Chapter 12 Summary and Questions for Review

Steve Earle

The topics covered in this chapter can be summarized as follows:

Topics Covered in Chapter 12
12.1 Karst Landscapes and Systems Like everything else in geology, karst is part of the Earth system, and it has some unique attributes, such as the link between the atmosphere and the hydrosphere that contributes to the dissolution of limestone, and the nature of caves as ecosystems. Karst is present on every continent, and almost in every country.
12.2 Karst Landforms and Features Limestone karst regions are characterized by a wide range of surface features on scales ranging from centimetre-sized karren to hills and ravines with vertical relief of hundreds of metres.
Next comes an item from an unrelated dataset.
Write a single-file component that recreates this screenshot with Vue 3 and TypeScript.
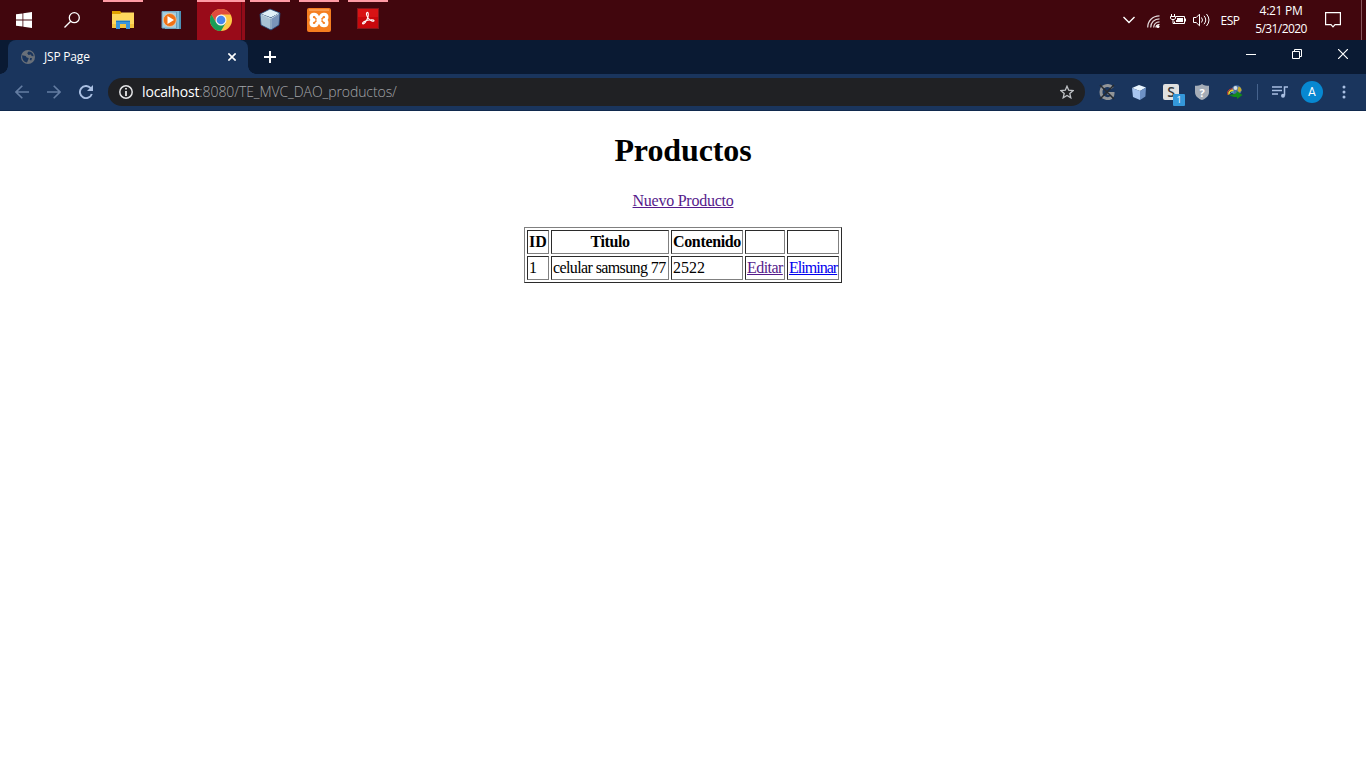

Karst regions feature sinkholes and swallets where streams disappear underground, but there is also significant diffuse flow from surface to depth through epikarst.
12.3 Karst Hydrogeology Limestone karst has unique hydrogeological features, including discrete and diffuse surface input of water, subsurface flow along passages and through fissures and cracks, and springs that may have continuous or intermittent flow. Water is stored within caves within passages, within sediments, and within fissures and fractures. The path from a sink to a spring can complex, and it can be difficult to determine where the water in a spring is coming from.
12.4 Cave Features, Cave Contents, and Subterranean Life Although limestone caves are the most common, there are many other types, and they can form in several types of bedrock or in surficial materials. The morphology of limestone caves is controlled by bedding and fractures, and limestone caves have a wide range of solution-related features: speleogens and speleothems. All caves also have a variety of cave sediments. Cave ecosystems include organisms that only live in caves (troglobites), those that can also inhabit similar dark and damp environments (troglophiles), those that only spend part of their time underground (trogloxenes) and those that end up in caves by accident.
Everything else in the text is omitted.